Liberals to continue interim leader talks next week

It's expected to be another week at least before the Liberal caucus makes its choice for an interim leader.
Montreal MP Marc Garneau is seeking the interim leadership of the Liberal party. (Canadian Press)

It's expected to be another week at least before the Liberal caucus makes its choice for an interim leader.

The reduced caucus of 34 MPs and 45 senators is scheduled to meet in person next on May 25, not this week, which gives interested candidates more time to make a final decision and garner support from their colleagues.

Defeated and re-elected MPs met last week for the final time and said their goodbyes, then the remaining members of the caucus began discussions on choosing an interim leader, along with Liberal party executives who have issued some strict rules surrounding the selection of the interim leader.

The Liberal party announced over the weekend that the party will hold a convention via teleconference next month to change its constitution so that a leadership vote can be put off until at least 2012.

According to the party's current constitution, a permanent leader to replace Michael Ignatieff should be held in late October but the party's national executive board says it has heard from so many members that want the election of a new leader delayed that it is willing to change the rules.
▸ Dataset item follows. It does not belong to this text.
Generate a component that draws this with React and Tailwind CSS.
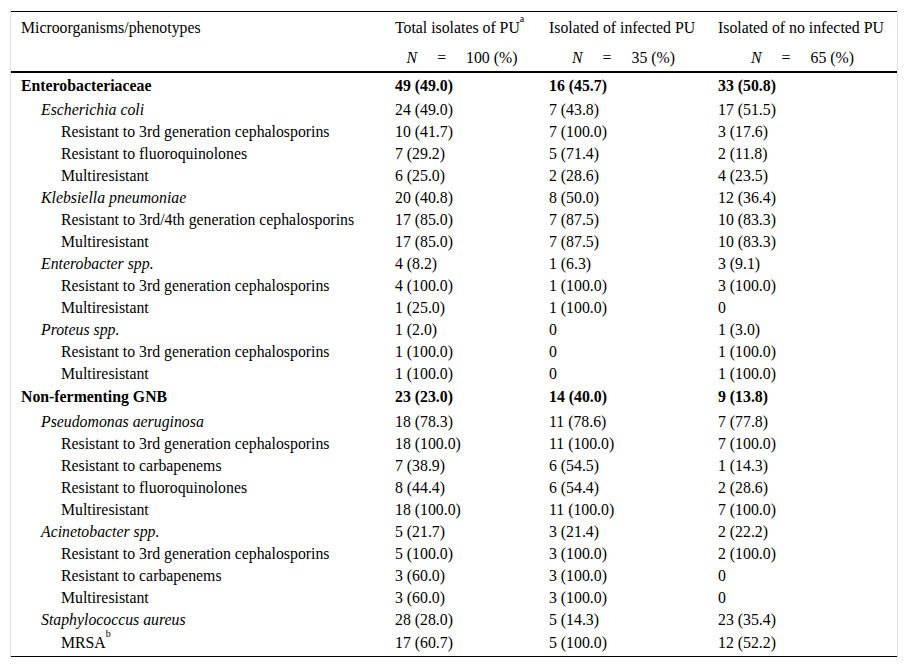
const rows = [
  { type: "group", label: "Enterobacteriaceae", v: ["49 (49.0)", "16 (45.7)", "33 (50.8)"], h: "h-[26px] pt-[1px]" },
  { type: "org", label: "Escherichia coli", v: ["24 (49.0)", "7 (43.8)", "17 (51.5)"] },
  { type: "pheno", label: "Resistant to 3rd generation cephalosporins", v: ["10 (41.7)", "7 (100.0)", "3 (17.6)"] },
  { type: "pheno", label: "Resistant to fluoroquinolones", v: ["7 (29.2)", "5 (71.4)", "2 (11.8)"] },
  { type: "pheno", label: "Multiresistant", v: ["6 (25.0)", "2 (28.6)", "4 (23.5)"] },
  { type: "org", label: "Klebsiella pneumoniae", v: ["20 (40.8)", "8 (50.0)", "12 (36.4)"] },
  { type: "pheno", label: "Resistant to 3rd/4th generation cephalosporins", v: ["17 (85.0)", "7 (87.5)", "10 (83.3)"] },
  { type: "pheno", label: "Multiresistant", v: ["17 (85.0)", "7 (87.5)", "10 (83.3)"] },
  { type: "org", label: "Enterobacter spp.", v: ["4 (8.2)", "1 (6.3)", "3 (9.1)"] },
  { type: "pheno", label: "Resistant to 3rd generation cephalosporins", v: ["4 (100.0)", "1 (100.0)", "3 (100.0)"] },
  { type: "pheno", label: "Multiresistant", v: ["1 (25.0)", "1 (100.0)", "0"] },
  { type: "org", label: "Proteus spp.", v: ["1 (2.0)", "0", "1 (3.0)"] },
  { type: "pheno", label: "Resistant to 3rd generation cephalosporins", v: ["1 (100.0)", "0", "1 (100.0)"] },
  { type: "pheno", label: "Multiresistant", v: ["1 (100.0)", "0", "1 (100.0)"] },
  { type: "group", label: "Non-fermenting GNB", v: ["23 (23.0)", "14 (40.0)", "9 (13.8)"], h: "h-[26px]" },
  { type: "org", label: "Pseudomonas aeruginosa", v: ["18 (78.3)", "11 (78.6)", "7 (77.8)"] },
  { type: "pheno", label: "Resistant to 3rd generation cephalosporins", v: ["18 (100.0)", "11 (100.0)", "7 (100.0)"] },
  { type: "pheno", label: "Resistant to carbapenems", v: ["7 (38.9)", "6 (54.5)", "1 (14.3)"] },
  { type: "pheno", label: "Resistant to fluoroquinolones", v: ["8 (44.4)", "6 (54.4)", "2 (28.6)"] },
  { type: "pheno", label: "Multiresistant", v: ["18 (100.0)", "11 (100.0)", "7 (100.0)"] },
  { type: "org", label: "Acinetobacter spp.", v: ["5 (21.7)", "3 (21.4)", "2 (22.2)"] },
  { type: "pheno", label: "Resistant to 3rd generation cephalosporins", v: ["5 (100.0)", "3 (100.0)", "2 (100.0)"] },
  { type: "pheno", label: "Resistant to carbapenems", v: ["3 (60.0)", "3 (100.0)", "0"] },
  { type: "pheno", label: "Multiresistant", v: ["3 (60.0)", "3 (100.0)", "0"] },
  { type: "org", label: "Staphylococcus aureus", v: ["28 (28.0)", "5 (14.3)", "23 (35.4)"] },
  { type: "pheno", label: "MRSA", sup: "b", v: ["17 (60.7)", "5 (100.0)", "12 (52.2)"] },
];

function NCell({ n }) {
  return (
    <td className="h-[30px] px-[10px] pt-[3px] align-middle text-center">
      <span className="italic">N</span>
      <span className="mx-[20px]">=</span>
      <span>{n} (%)</span>
    </td>
  );
}

export default function App() {
  return (
    <div className="min-h-[669px] bg-white text-black font-['Liberation_Serif','Times_New_Roman',serif]">
      <div className="ml-[10px] mt-[9px] w-[888px] border-x border-[#e2e2e2] pt-[2px] pb-[1px] text-[15.8px] leading-[17px]">
        <table className="w-[886px] border-collapse border-b border-black table-fixed">
          <colgroup>
            <col className="w-[374px]" />
            <col className="w-[154px]" />
            <col className="w-[169px]" />
            <col className="w-[189px]" />
          </colgroup>
          <thead>
            <tr className="border-t border-black">
              <td className="h-[30px] pl-[10px] pt-[2px] align-middle">Microorganisms/phenotypes</td>
              <td className="h-[30px] pl-[10px] pt-[2px] align-middle">
                Total isolates of PU<sup className="text-[10px] align-[6px]">a</sup>
              </td>
              <td className="h-[30px] pl-[10px] pt-[2px] align-middle">Isolated of infected PU</td>
              <td className="h-[30px] pl-[10px] pt-[2px] align-middle">Isolated of no infected PU</td>
            </tr>
            <tr className="border-b-2 border-black">
              <td className="h-[30px]"></td>
              <NCell n="100" />
              <NCell n="35" />
              <NCell n="65" />
            </tr>
          </thead>
          <tbody>
            {rows.map((r, i) => {
              const h = r.h || "h-[22px] pt-[1px]";
              const last = i === rows.length - 1;
              const labelCls =
                r.type === "group"
                  ? "pl-[10px] font-bold"
                  : r.type === "org"
                  ? "pl-[30px] italic"
                  : "pl-[50px]";
              return (
                <tr key={i} className={last ? "h-[27px]" : ""}>
                  <td className={`${h} align-middle ${labelCls} ${last ? "align-top pt-[4px]" : ""}`}>
                    {r.label}
                    {r.sup && <sup className="text-[10px] align-[6px]">{r.sup}</sup>}
                  </td>
                  {r.v.map((v, j) => (
                    <td
                      key={j}
                      className={`${h} pl-[10px] align-middle ${r.type === "group" ? "font-bold" : ""} ${last ? "align-top pt-[4px]" : ""}`}
                    >
                      {v}
                    </td>
                  ))}
                </tr>
              );
            })}
          </tbody>
        </table>
      </div>
    </div>
  );
}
The Liberal party's national membership secretary, Robert Hamish Jamieson, said in a statement released Saturday that Liberals want to postpone a leadership contest in order to allow for time to "discuss and decide upon our future as a party and focus on serious policy and organizational rebuilding work before we turn our attention to our leadership choices."

Ignatieff resigned on May 3, the day after the federal election that saw the Liberals reduced from 77 to 34 seats. The party lost Official Opposition status to the NDP and Ignatieff also lost his own seat in Etobicoke-Lakeshore to a Conservative.

The reduced Liberal caucus will have a vote for an interim leader, possibly on May 25 when it is next scheduled to meet in Ottawa. The outcome of that vote will be the caucus' recommendation and that will go to the party executive, which will appoint the interim leader.

The executive has set a number of rules around who can be interim leader including a bilingualism requirement, that the interim leader cannot run for the permanent job, or pursue any discussions of merging the party with the NDP.

Garneau in running for interim leader

So far, Montreal MP Marc Garneau is the only one who has publicly declared his interest in the interim job. Other possible contenders include Dominic LeBlanc, and Bob Rae, who have yet to announce their intentions for either the temporary or permanent job.

Garneau says he wants to be interim leader because he loves his party and wants to make a contribution. "I think it's a job that I have some qualities to contribute so I put my name in," he said in an interview with CBC News in Montreal on Friday. "I'm also ready to do the job and then step out of the way as we have, I think, an exciting and certainly an extremely important leadership convention some time between a year and two years from now."  

Many Liberals, including Garneau, are saying they don't want to rush into choosing a new leader and that a lot of work needs to be done to rebuild the party after its massive defeat. Now with a majority Conservative government in place the Liberals have some breathing room because the next federal election is years away.

"We have, I think, the capability to rebuild. We'll have to be extremely patient, it's going to take some time but that's the process we need to start now," said Garneau, a former astronaut and head of the Canadian Space Agency.

Years of internal squabbling, the sponsorship scandal and choosing leaders that didn't connect well with Canadians all contributed to the Liberals becoming unfocused and losing credibility, said Garneau. 

He said the party can get its strength back, but it's a "daunting" task.

The timeline now being envisioned by the Liberals is to hold a teleconference with selected delegates on June 18 when they can choose to amend the constitution so a leadership vote doesn't have to take place in October. The Liberals will then hold their regular biennial convention in early January, and a leadership vote would be held some time after that meeting.